If your work schedule is “flexible” (for the employer, like all retail and food service jobs are) good luck finding any child care facility that is open when you need them. 24 hour facilities exist, but cost twice as much, easily, than other facilities. There are almost no “walk in” care facilities for people with inconsistent work schedules.

If you’re lucky, you have family members who will care for your child for less than minimum wage. If you’re not, you simply cannot afford to work.

That leads to a nice several-year gap in employment, which destroys your chances at getting a good job when the kid is old enough to be home alone.

Cruiser's avatar

The Raising of America
I am watching the trailer right now.

Cruiser's avatar

Great documentary @stanleybmanly I can see why it moved you to post and ask this question. I think the film answers your question quite clearly in that it hints that we can analyze the data 4 ways to Sunday and make obvious statements that we need to do a better job and specifically by enacting governmental policies that strengthen our support structure for the parents to help them do a much better job, then the film goes on to highlight what areas need improvement and then we are presented with experts who throw up their hands in frustration because of the inaction of the policy makers.

It begs us to review our priorities and and as a society to come together and make that investment in our families especially the kids and do a better job raising and teacher our kids.

The recipe for solving this problem is so simple. Raise smarter kids, more will graduate High School, more will go on to college, more will get better jobs, more will contribute to their communities in a positive way, more will then do better jobs raising their kids and we break this cycle of the most powerful Nation in the world being near dead last in terms of rankings on the quality of our care for our children.

This was exactly what my initial reaction to your question was, but the next question is how did we get to this level of disconnect to something this important as quality of child care? When I grew up there we very few child care centers because in the city where I grew up life was simple, dads worked and moms stayed home and raised their kids and the quality of child care was primarily less of an issue and the financial burden to raise your kids rested on the shoulders of the families.

Why is it all so different today??

The answer is complex and not an easy one and again IMO comes back to where our priorities are as a society. In our modern world we have created this mind set that we need things today we got along just fine without when I grew up. We didn’t have cell phones, computers, playstations, big screen TV’s, 2nd and 3rd cars, internet and cable TV bills to pay.
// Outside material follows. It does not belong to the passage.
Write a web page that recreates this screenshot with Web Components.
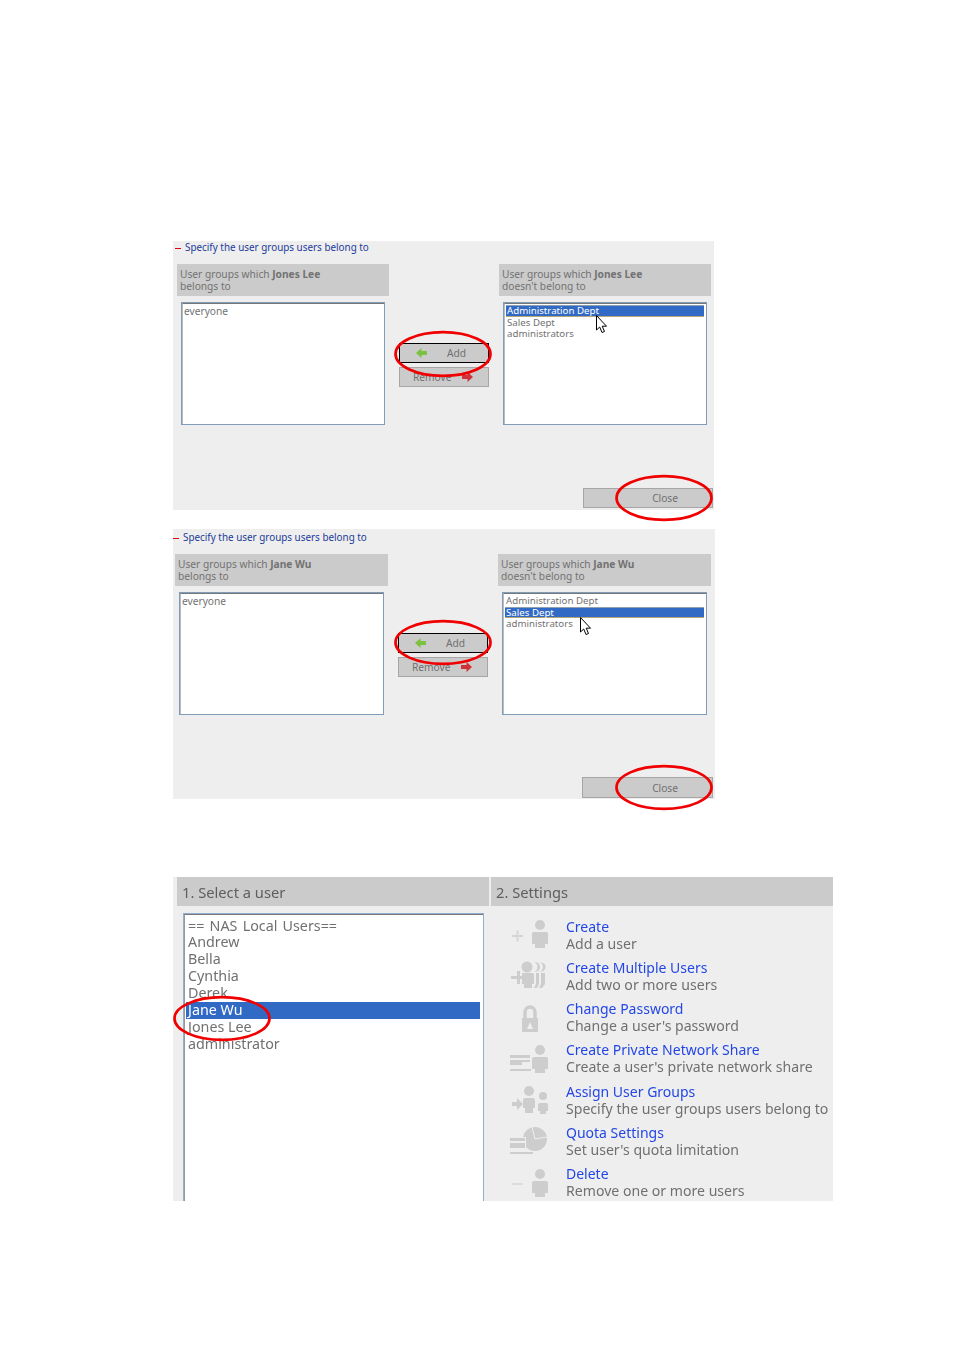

Families could afford to have mom stay home and be the child care and have the time to read to their kids.

I agree with a lot of what the documentary had to say about the lack of quality in our nations child care system, but personally I think our priorities as a Nation are seriously out of whack and this is made all the more obvious when you look at the Nations that are doing a better job and they are doing a much better job. Americans attitudes are they want it all now and somehow they think they must have it all now and have kids at the same time. My parents never had it all until they were in their late 50’s after all the kids were out of the house and the bills and loans were all paid off. That is the way families did it years back. There were no credit cards, you knew how to save for what you wanted.

I truly don’t think the whole answer is in more governmental policies to providing better child care, I think part of the answer is getting parents to review their priorities as parents and make the changes in their lifestyles to where THEY can give their kids the better care their kids need. Make things happen to where the mom can stay home and raise their kids. Create better governmental policies that create better paying jobs and a lot of that will depend on better trade deals so we can get back our manufacturing jobs that have gone overseas and to Mexico. Dad’s will have those good jobs and moms can stay home once again.

Seek's avatar

In a lot of cases, mom stays home to raise the kids because she doesn’t have a choice. Unfortunately, dad’s trade is paying half the wage it was 15 years ago, and they don’t have anything left to cut back.

jca's avatar

In the area of the country I live in, rent is easily $1500 per month and up for two bedrooms. One salary to pay that, plus live (food, heat and hot water, transportation at the minimum, not even talking luxurious cell phone, cable, vacations, etc.) really would be impossible.